O dramaturgo
Nelson Rodrigues nasceu em Recife em 1912. Aos 4 anos veio para o Rio de
Janeiro e aos 6 sobreviveu à gripe espanhola. Aos 17, em 1929, conheceu o
sentido trágico da vida, título de obra de um dos mais renomados intelectuais
da época, Miguel de Unamuno. De formação conservadora, presenciou o assassinato
de seu irmão Roberto Rodrigues, na redação do jornal Crítica, do seu pai Mário
Rodrigues.
Por causa de
uma matéria sensacionalista tratando do divórcio da escritora Sylvia Serafim
Thibau e do médico Dr. João Thibau, filho de um dos auxiliares de Oswaldo Cruz
no Instituto de Manguinhos, intitulada “Um rumoroso caso de desquite”, a militante
pelo sufrágio feminino foi à redação do jornal a procura de Mário Rodrigues.

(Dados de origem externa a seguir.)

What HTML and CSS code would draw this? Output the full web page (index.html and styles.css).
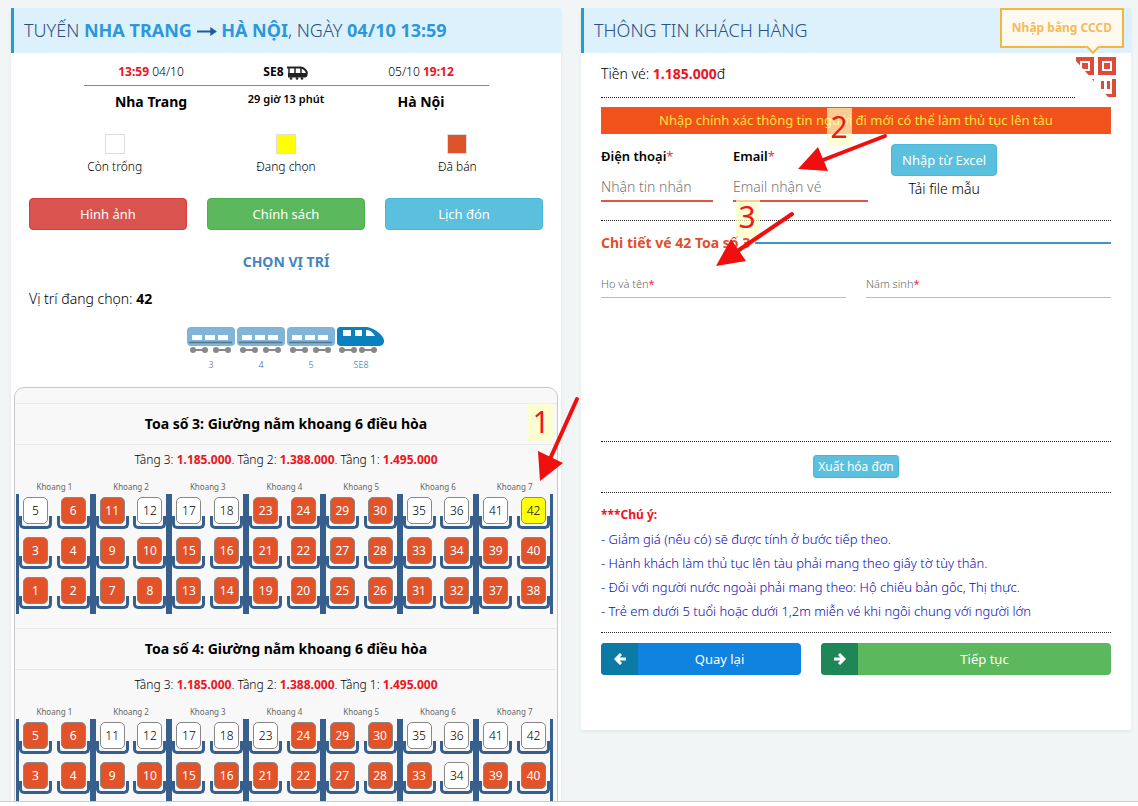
FILE: index.html
```html
<!DOCTYPE html>
<html lang="vi">
<head>
    <meta charset="UTF-8">
    <meta name="viewport" content="width=device-width, initial-scale=1.0">
    <title>Đặt vé tàu Nha Trang - Hà Nội</title>
    <link rel="stylesheet" href="styles.css">
</head>
<body>
    <main class="page">
        <section class="card">
            <h1 class="card-title">TUYẾN <b>NHA TRANG</b>
                <svg class="route-arrow" viewBox="0 0 18 10" aria-hidden="true"><path d="M0 4h12V1l6 4-6 4V6H0z"/></svg>
                <b>HÀ NỘI</b>, NGÀY <b>04/10 13:59</b></h1>

            <table class="trip">
                <tr>
                    <td><b class="red">13:59</b> 04/10</td>
                    <td><b>SE8</b>
                        <svg class="trip-icon" viewBox="0 0 22 14" aria-hidden="true">
                            <path d="M0 1.500h13.500c3 0 6.500 3.500 6.500 6" fill="none" stroke="#222" stroke-width="2"/>
                            <path d="M2 2v8M8 2v6M14 2v6" stroke="#222" stroke-width="1.500"/>
                            <path d="M1 7h19.500v2c0 1.500-1 2.500-2.500 2.500H1z" fill="#222"/>
                            <circle cx="4" cy="12.500" r="1.300" fill="#222"/><circle cx="10" cy="12.500" r="1.300" fill="#222"/><circle cx="15" cy="12.500" r="1.300" fill="#222"/>
                        </svg>
                    </td>
                    <td>05/10 <b class="red">19:12</b></td>
                </tr>
                <tr class="trip-places">
                    <th>Nha Trang</th>
                    <td class="trip-time">29 giờ 13 phút</td>
                    <th>Hà Nội</th>
                </tr>
            </table>

            <div class="legend">
                <div><span class="swatch"></span>Còn trống</div>
                <div><span class="swatch selected"></span>Đang chọn</div>
                <div><span class="swatch sold"></span>Đã bán</div>
            </div>

            <div class="actions">
                <button class="btn btn-red" type="button">Hình ảnh</button>
                <button class="btn btn-green" type="button">Chính sách</button>
                <button class="btn btn-cyan" type="button">Lịch đón</button>
            </div>

            <h2 class="choose">CHỌN VỊ TRÍ</h2>
            <p class="current">Vị trí đang chọn: <b>42</b></p>

            <svg class="symbols" aria-hidden="true">
                <symbol id="wagon" viewBox="0 0 48 28">
                    <rect width="48" height="19" rx="4" fill="#81b5d7"/>
                    <path d="M5 8h10v5H5zM18 8h10v5H18zM31 8h10v5H31z" fill="#fff"/>
                    <path d="M2 15.500h43" stroke="#54738a" stroke-width="1.500"/>
                    <path d="M6 23h12M29 23h12" stroke="#888" stroke-width="2"/>
                    <g fill="#888"><circle cx="6" cy="23" r="3"/><circle cx="18" cy="23" r="3"/><circle cx="29" cy="23" r="3"/><circle cx="41" cy="23" r="3"/></g>
                </symbol>
                <symbol id="engine" viewBox="0 0 48 28">
                    <path d="M3 0h25c8 0 19 8 19 14 0 3-2 5-6 5H4c-3 0-4-2-4-4V4c0-3 1-4 3-4z" fill="#0a80bf"/>
                    <path d="M6 3h8v6H6zM18 3h7v6h-7zM29 3c5 0 7 3 9 6h-9z" fill="#fff"/>
                    <path d="M5 23h12M25 23h12" stroke="#888" stroke-width="2"/>
                    <g fill="#888"><circle cx="5" cy="23" r="3"/><circle cx="17" cy="23" r="3"/><circle cx="25" cy="23" r="3"/><circle cx="37" cy="23" r="3"/></g>
                </symbol>
            </svg>
            <nav class="train">
                <a href="#toa-3"><svg><use href="#wagon"/></svg>3</a>
                <a href="#toa-4"><svg><use href="#wagon"/></svg>4</a>
                <a href="#toa-5"><svg><use href="#wagon"/></svg>5</a>
                <a href="#se8"><svg><use href="#engine"/></svg>SE8</a>
            </nav>

            <div class="coaches" id="coaches"></div>
        </section>

        <form class="card">
            <h1 class="card-title">THÔNG TIN KHÁCH HÀNG</h1>
            <div class="form-body">
                <div class="price-row">
                    <p class="price">Tiền vé: <b class="red">1.185.000</b>đ</p>
                    <button class="qr" type="button" aria-label="Nhập bằng CCCD">
                        <svg viewBox="0 0 40 40" aria-hidden="true">
                            <clipPath id="qr-cut"><path d="M0 4V0h40v40h-8z"/></clipPath>
                            <g clip-path="url(#qr-cut)" fill="#db4c3b">
                                <path d="M0 0h18v18H0zM4 4v10h10V4zM22 0h18v18H22zM26 4v10h10V4z" fill-rule="evenodd"/>
                                <path d="M6 6h6v6H6zM28 6h6v6h-6zM14 22h4v4h-4zM25 24h3v8h-3zM31 24h3v8h-3zM36 22h4v18H29v-3h7z"/>
                            </g>
                        </svg>
                        <span class="tip">Nhập bằng CCCD</span>
                    </button>
                </div>

                <p class="notice">Nhập chính xác thông tin người đi mới có thể làm thủ tục lên tàu</p>

                <div class="contact">
                    <div class="field phone">
                        <label for="phone">Điện thoại<i>*</i></label>
                        <input id="phone" type="tel" placeholder="Nhận tin nhắn">
                    </div>
                    <div class="field email">
                        <label for="email">Email<i>*</i></label>
                        <input id="email" type="email" placeholder="Email nhận vé">
                    </div>
                    <div class="excel">
                        <button class="btn btn-cyan" type="button">Nhập từ Excel</button>
                        <a href="#mau">Tải file mẫu</a>
                    </div>
                </div>

                <h2 class="ticket-title">Chi tiết vé 42 Toa số 3</h2>
                <div class="passenger">
                    <label>Họ và tên<i>*</i><input type="text"></label>
                    <label>Năm sinh<i>*</i><input type="text"></label>
                </div>

                <div class="invoice">
                    <button class="btn btn-cyan btn-small" type="button">Xuất hóa đơn</button>
                </div>

                <div class="notes">
                    <b class="red">***Chú ý:</b>
                    <p>- Giảm giá (nếu có) sẽ được tính ở bước tiếp theo.</p>
                    <p>- Hành khách làm thủ tục lên tàu phải mang theo giấy tờ tùy thân.</p>
                    <p>- Đối với người nước ngoài phải mang theo: Hộ chiếu bản gốc, Thị thực.</p>
                    <p>- Trẻ em dưới 5 tuổi hoặc dưới 1,2m miễn vé khi ngồi chung với người lớn</p>
                </div>

                <div class="steps">
                    <button class="step back" type="button">
                        <span class="step-icon"><svg viewBox="0 0 12 12"><path d="M7 1L2 6l5 5M2.500 6H12"/></svg></span>
                        <span class="step-text">Quay lại</span>
                    </button>
                    <button class="step next" type="submit">
                        <span class="step-icon"><svg viewBox="0 0 12 12"><path d="M5 1l5 5-5 5M9.500 6H0"/></svg></span>
                        <span class="step-text">Tiếp tục</span>
                    </button>
                </div>
            </div>
        </form>

        <!-- guide marks drawn over the page -->
        <svg class="marks" width="1138" height="500" viewBox="0 0 1138 500">
            <g fill="#ffffc4" fill-opacity=".7">
                <rect x="528" y="403" width="25" height="39"/>
                <rect x="827" y="108" width="25" height="38"/>
                <rect x="736" y="200" width="24" height="37"/>
            </g>
            <g stroke="#f00e0e" stroke-width="4" stroke-linecap="round">
                <path d="M577 399L550 459"/>
                <path d="M885 136L823 160"/>
                <path d="M792 214L736 252"/>
            </g>
            <g fill="#f00e0e">
                <path d="M538 451l25 12-23 18z"/>
                <path d="M818 147l10 24-30-2z"/>
                <path d="M731 239l15 22-30 5z"/>
            </g>
            <g class="marks-text">
                <text x="541" y="433">1</text>
                <text x="839" y="138">2</text>
                <text x="747" y="228">3</text>
            </g>
        </svg>
    </main>

    <script src="script.js"></script>
</body>
</html>
```
FILE: styles.css
```css
* {
    box-sizing: border-box;
}
body {
    margin: 0;
    background-color: #fff;
    font-family: "Noto Sans", "Open Sans", sans-serif;
    font-size: 13px;
    font-weight: 300;
    line-height: 20px;
    color: #000;
}
h1, h2, p {
    margin: 0;
}
b, th {
    font-weight: 700;
}
button, input {
    font: inherit;
}
a {
    color: inherit;
    text-decoration: none;
}
.red {
    color: #ee1320;
}

.page {
    position: relative;
    display: grid;
    grid-template-columns: 1fr 1fr;
    align-items: start;
    gap: 20px;
    height: calc(100vh - 4px);
    padding: 8px 7px 0 11px;
    overflow: hidden;
    background-color: #f1f5f6;
    border-bottom: 1px solid #c9cccc;
}
.card {
    background-color: #fff;
    border-radius: 3px;
    box-shadow: 0 2px 4px rgba(0, 0, 0, 0.06);
}
.card-title {
    height: 45px;
    padding-left: 10px;
    border-left: 3px solid #229bd8;
    background-color: #dcf1fc;
    color: #2d4f86;
    font-size: 18px;
    font-weight: 300;
    line-height: 45px;
}
.card-title b {
    color: #2c98da;
}
.route-arrow {
    width: 20px;
    height: 11px;
    fill: #1c5c9c;
}

/* trip summary */
.trip {
    width: 405px;
    margin: 7px auto 0;
    border-collapse: collapse;
    table-layout: fixed;
    text-align: center;
    font-size: 12px;
}
.trip td, .trip th {
    padding: 0;
}
.trip tr:first-child td {
    height: 25px;
    border-bottom: 1px solid #888;
}
.trip-icon {
    width: 22px;
    height: 14px;
    vertical-align: middle;
}
.trip-places {
    height: 33px;
}
.trip th {
    font-size: 14px;
}
.trip .trip-time {
    padding-bottom: 6px;
    font-size: 11px;
    font-weight: 600;
}
.legend {
    display: grid;
    grid-template-columns: repeat(3, 1fr);
    padding: 16px 18px 0;
    text-align: center;
    font-size: 12px;
}
.swatch {
    display: block;
    width: 20px;
    height: 20px;
    margin: 0 auto 3px;
    border: 1px solid #ddd;
    background-color: #fff;
}
.swatch.selected {
    background-color: #ff0;
}
.swatch.sold {
    background-color: #dd5428;
}
.actions {
    display: grid;
    grid-template-columns: repeat(3, 1fr);
    gap: 20px;
    padding: 21px 18px 0;
}
.btn {
    height: 32px;
    padding: 0 10px;
    border: 1px solid;
    border-radius: 4px;
    color: #fff;
    font-weight: 400;
    cursor: pointer;
}
.btn-red {
    background-color: #d9534f;
    border-color: #d43f3a;
}
.btn-green {
    background-color: #5cb85c;
    border-color: #4cae4c;
}
.btn-cyan {
    background-color: #5bc0de;
    border-color: #46b8da;
}
.choose {
    margin-top: 22px;
    color: #4584c0;
    font-size: 14px;
    line-height: 20px;
    text-align: center;
}
.current {
    padding: 17px 18px 18px;
    font-size: 14px;
}
.symbols {
    display: none;
}
.train {
    display: flex;
    justify-content: center;
    gap: 2px;
}
.train a {
    color: #336a94;
    font-size: 9px;
    line-height: 20px;
    text-align: center;
}
.train svg {
    display: block;
    width: 48px;
    height: 28px;
}

/* seat map */
.coaches {
    margin: 12px 3px 0;
    padding-top: 15px;
    border: 1px solid #c8c8c8;
    border-radius: 10px;
    background-color: #f8f8f8;
}
.coach-title {
    border: solid #e8e8e8;
    border-width: 1px 0;
    font-size: 14px;
    line-height: 40px;
    text-align: center;
}
.coach-price {
    font-size: 12px;
    line-height: 30px;
    text-align: center;
}
.bays {
    display: grid;
    grid-template-columns: repeat(7, 1fr);
    padding: 4px 4px 14px 1px;
}
.bay-name {
    font-size: 8px;
    font-weight: 400;
    line-height: 15px;
    color: #666;
    text-align: center;
}
.bay-seats {
    display: grid;
    grid-template-columns: 33px 33px;
    align-content: start;
    justify-content: space-between;
    min-height: 120px;
    border: solid #365f8e;
    border-width: 0 3px;
}
.berth {
    position: relative;
    height: 40px;
    padding: 3px 4px 0;
}
.berth::before {
    content: "";
    position: absolute;
    left: 0;
    right: 0;
    top: 22px;
    height: 10px;
    border: 3px solid #365f8e;
    border-top: 0;
    border-radius: 0 0 5px 5px;
}
.seat {
    position: relative;
    display: block;
    width: 25px;
    height: 27px;
    padding: 0;
    border: 1px solid #888;
    border-radius: 5px;
    background-color: #fff;
    color: #000;
    font-size: 12px;
    cursor: pointer;
}
.seat.sold {
    background-color: #e2532a;
    color: #fff;
    font-weight: 400;
}
.seat.selected {
    background-color: #ff0;
}

/* customer form */
.form-body {
    padding: 11px 20px 55px;
}
.price-row {
    position: relative;
    padding-right: 36px;
}
.price {
    height: 34px;
    border-bottom: 1px dotted #222;
    font-size: 14px;
}
.qr {
    position: absolute;
    top: -7px;
    right: -5px;
    padding: 0;
    border: 0;
    background: none;
    cursor: pointer;
}
.qr svg {
    display: block;
    width: 40px;
    height: 40px;
}
.tip {
    position: absolute;
    right: -8px;
    bottom: 49px;
    padding: 8px 10px;
    border: 2px solid #f0b840;
    background-color: #fffaf0;
    color: #f5bb5c;
    font-size: 12px;
    font-weight: 700;
    white-space: nowrap;
}
.tip::after {
    content: "";
    position: absolute;
    right: 24px;
    bottom: -6px;
    width: 8px;
    height: 8px;
    border: solid #f0b840;
    border-width: 0 2px 2px 0;
    background-color: #fffaf0;
    transform: rotate(45deg);
}
.notice {
    margin-top: 9px;
    border: 1px solid #e9573a;
    background-color: #f1511b;
    color: #ffe23c;
    font-weight: 400;
    line-height: 25px;
    text-align: center;
}
.contact {
    display: flex;
    gap: 20px;
    height: 87px;
    padding-top: 10px;
    border-bottom: 1px dotted #222;
}
.field label {
    display: block;
    line-height: 24px;
    font-weight: 600;
}
.field input {
    display: block;
    width: 100%;
    height: 34px;
    padding: 4px 0 0;
    border: 0;
    border-bottom: 2px solid #e2553f;
    background: none;
    font-size: 14px;
}
::placeholder {
    color: #777;
    opacity: 1;
}
i {
    color: #ee3340;
    font-style: normal;
    font-weight: 400;
}
.phone {
    width: 112px;
}
.email {
    width: 135px;
}
.excel {
    display: flex;
    flex-direction: column;
    align-items: center;
    gap: 3px;
    margin-left: 3px;
}
.excel a {
    font-size: 14px;
}
.ticket-title {
    display: flex;
    align-items: center;
    gap: 5px;
    padding-top: 12px;
    color: #df4f2c;
    font-size: 14px;
    line-height: 20px;
}
.ticket-title::after {
    content: "";
    flex: 1;
    height: 2px;
    background-color: #3f94cd;
}
.passenger {
    display: grid;
    grid-template-columns: 1fr 1fr;
    gap: 20px;
    height: 189px;
    padding-top: 18px;
    border-bottom: 1px dotted #222;
}
.passenger label {
    display: flex;
    height: 27px;
    border-bottom: 1px solid #bbb;
    color: #666;
    font-size: 11px;
    line-height: 26px;
}
.passenger input {
    flex: 1;
    min-width: 0;
    border: 0;
    background: none;
}
.invoice {
    padding: 13px 0 14px;
    border-bottom: 1px dotted #222;
    text-align: center;
}
.btn-small {
    display: block;
    height: 23px;
    margin: 0 auto;
    padding: 0 4px;
    border-radius: 3px;
    font-size: 12px;
    line-height: 20px;
}
.notes {
    padding: 10px 0 9px;
    border-bottom: 1px dotted #222;
    color: #0c0cb4;
    font-size: 13px;
    line-height: 24px;
}
.notes b {
    display: block;
    font-size: 12px;
}
.steps {
    display: grid;
    grid-template-columns: 200fr 290fr;
    gap: 20px;
    padding-top: 10px;
}
.step {
    display: flex;
    height: 32px;
    padding: 0;
    border: 0;
    border-radius: 4px;
    overflow: hidden;
    color: #fff;
    font-weight: 400;
    line-height: 32px;
    cursor: pointer;
}
.step-icon {
    display: flex;
    align-items: center;
    justify-content: center;
    width: 37px;
    height: 32px;
}
.step-icon svg {
    width: 12px;
    height: 12px;
    fill: none;
    stroke: #fff;
    stroke-width: 3;
}
.step-text {
    flex: 1;
}
.back {
    background-color: #1082e0;
}
.back .step-icon {
    background-color: #0b7aa5;
}
.next {
    background-color: #5cb85c;
}
.next .step-icon {
    background-color: #1f8757;
}

.marks {
    position: absolute;
    top: 0;
    left: 0;
    pointer-events: none;
}
.marks-text {
    fill: #f01818;
    font-size: 30px;
    font-weight: 400;
    text-anchor: middle;
}
```
FILE: script.js
```javascript
// seats that can still be booked in each coach
const coaches = [
    { number: 3, free: [5, 12, 17, 18, 35, 36, 41], selected: 42, order: [5, 6, 3, 4, 1, 2] },
    { number: 4, free: [11, 12, 17, 18, 23, 34, 35, 36, 41, 42], selected: null, order: [5, 6, 3, 4] }
];

function seatClass(coach, seat) {
    if (seat === coach.selected) return 'seat selected';
    return coach.free.includes(seat) ? 'seat' : 'seat sold';
}

function renderBay(coach, bay) {
    // upper berths are drawn first
    const seats = coach.order.map(n => bay * 6 + n);
    return `<div>
        <div class="bay-name">Khoang ${bay + 1}</div>
        <div class="bay-seats">
            ${seats.map(n => `<div class="berth"><button type="button" class="${seatClass(coach, n)}">${n}</button></div>`).join('')}
        </div>
    </div>`;
}

document.getElementById('coaches').innerHTML = coaches.map(coach => `
    <section id="toa-${coach.number}">
        <h2 class="coach-title">Toa số ${coach.number}: Giường nằm khoang 6 điều hòa</h2>
        <p class="coach-price">Tầng 3: <b class="red">1.185.000</b>. Tầng 2: <b class="red">1.388.000</b>. Tầng 1: <b class="red">1.495.000</b></p>
        <div class="bays">${[0, 1, 2, 3, 4, 5, 6].map(bay => renderBay(coach, bay)).join('')}</div>
    </section>`).join('');
```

Ante sua ausência declarou que fora até a redação para matar Mário Rodrigues ou
quaisquer de seus filhos. Assim, sacou uma arma e matou Roberto Rodrigues na
frente do irmão adolescente.
Poucos meses
após a morte do irmão, o pai Mário Rodrigues teve um AVC e também morreu,
deixando a família sem meios de sustento. Mário Rodrigues Filho, que jogava
sinuca com o jovem Roberto Marinho foi trabalhar no jornal O Globo, recém
fundado, e criou a crônica esportiva. Foi também Mário Rodrigues Filho quem
organizou o primeiro desfile de escolas de samba, sob o patrocínio do jornal
onde trabalhava. Mais tarde fundou o Jornal dos Sports. Mário Filho dá
merecido nome ao Maracanã.
A Crítica,
jornal do pai de Nelson Rodrigues, era financiado pelo vice-presidente da
República, Melo Vianna, um jurista mineiro negro que, depois de ter sido juiz
de direito em Carangola/MG, ingressou na política, foi governador de Minas Gerais
e no rodízio da República do Café com Leite foi vice-presidente de Washington
Luiz, deposto pela Revolução de 1930. Mas, retornou ao cenário político como
presidente da Assembleia Nacional Constituinte de 1946.
O período
revolucionário de 1930 foi trágico para a família de Nelson Rodrigues. Dois
membros da família faleceram de forma assombrosa, os revolucionários agitaram o
país e denunciaram o conservadorismo do jornal Crítica, as mulheres em suas
campanhas pelo direito ao voto saíram em defesa da homicida, com o apoio de
parcelada imprensa comprometida com a Aliança Liberal, as sufragistas
apoiaram Sylvia Serafim, pois matara em defesa da honra atingida por um artigo
de jornal. Em outubro de 1930, os revolucionários venceram e o jornal Crítica
foi empastelado e incendiado. Para concluir, Sylvia Thibau foi absolvida, sob
os aplausos da sociedade.
Tais
ocorrências acentuaram o horror de Nelson Rodrigues pelo clamor popular. Os
jovens tenentes, promovidos a capitães, tinham uma concepção de política e de
organização social sob a direção das elites institucionais, com discursos
moralistas. Nelson Rodrigues relatava a hipocrisia da lisura aparente e a
devassidão na vida privada. Conservadoramente, denunciava a moral burguesa.
Num só ato
Nelson Rodrigues conheceu a tragédia, retratada na morte do irmão, o acaso,
pois poderia ter sido o alvo do disparo, e o cinismo, concepção filosófica para
a qual a busca da felicidade consiste em permanecer alheio às dores do mundo e
indiferente aos que sofrem. Mas, o mundo que precisamos construir demanda
compaixão mediante compartilhamento do sentimento alheio.
A vida da
grande escritora Sylvia Thibau também não foi fácil. Poucos anos depois se
suicidou. Sua obra hoje não é lida. A leitura destes autores, contextualizados
em seus momentos históricos, é uma reparação que se pode fazer para compreender
as grandezas e agruras da vida e resgate de suas faces humanas.